Tense topics discussed in Yemen's second negotiation rounds

Tense topics discussed in Yemen's second negotiation rounds
2 min read
06 May, 2016
Political detainees as well as Yemen's security situation were among the topics discussed at the second face-to-face negotiations in Kuwait on Friday.

Yemen talks

Major political and security issues were discussed between warring factions of Yemen's conflict in the second face-to-face negotiations since the peace talks began three weeks ago.

Views on resolving the conflict, including the release of prisoners and detainees, were shared by the three joint working groups formed by the United Nations, envoy Ismail Ould Cheikh Ahmed confirmed.

The teams were formed on Wednesday when the talks resumed following a three-day pause by the government delegation who withdrew when an army camp was seized by the rebels – a move which violates the UN-brokered ceasefire that began on April 10.

A breakthrough has yet to be seen as both factions continue to trade allegations of ceasefire violations.

"We have learned that ceasefire violations were committed in the past two days and this is a disturbing development," Ould Cheikh Ahmed told a news conference.

On Thursday, the head of the government delegation at the Yemen peace talks in Kuwait demanded action over rebel ceasefire violations in the besieged city of Taiz.
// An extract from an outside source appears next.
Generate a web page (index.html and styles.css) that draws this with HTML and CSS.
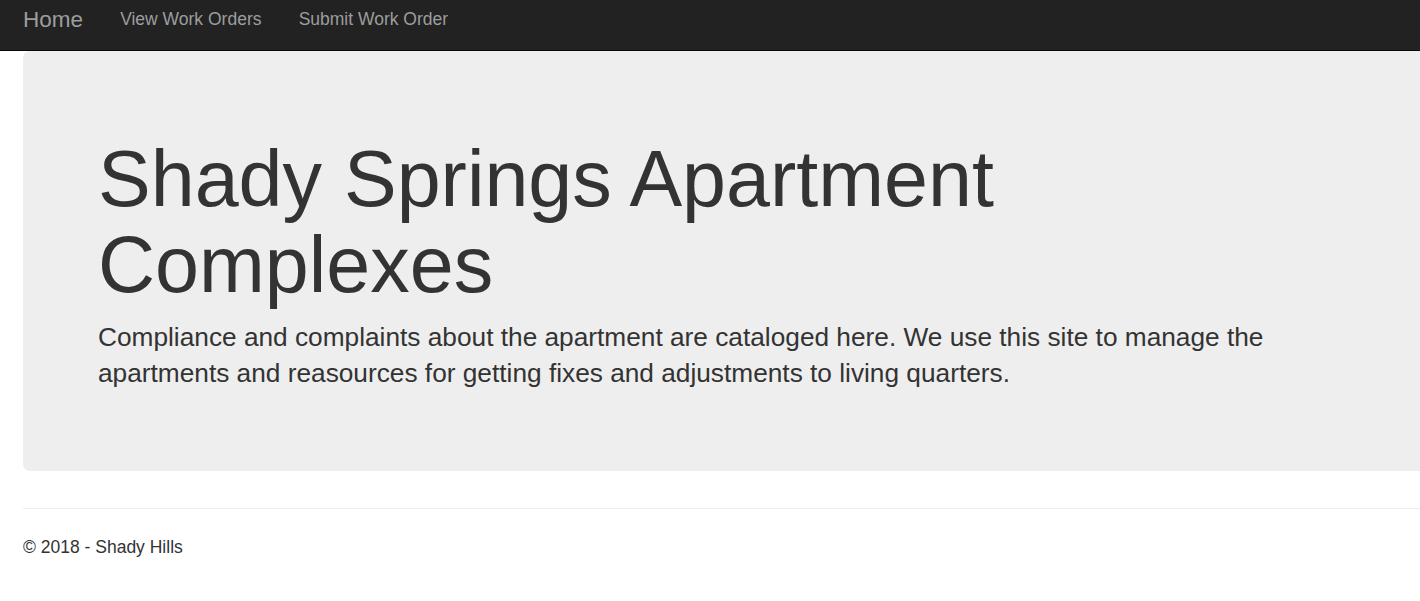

Foreign Minister Abdulmalek al-Mikhlafi said proposals were submitted to the UN envoy, Ismail Ould Cheikh Ahmed, demanding the implementation of the April 11 ceasefire in Taiz – Yemen's third largest city and the target of rebel shelling in recent months.

Mikhlafi warned that the frequent Houthi attacks on the city under siege would "have serious consequences on the peace process", unless the international community mediated to bring a halt to the ongoing violations of an already fragile ceasefire.

But rebel spokesman Mohammed Abdessalam said it was the government that was responsible for the flare-up in Taiz.

"The forces of aggression are blocking political discussions in Kuwait... by invoking false pretexts alongside a serious escalation," Abdessalam tweeted.

More than 6,400 people have died – half of them civilians –since the Saudi-led coalition launched airstrikes on Yemen in March 2015.

The Kuwait-based peace talks are the latest UN-brokered effort to resolve the conflict.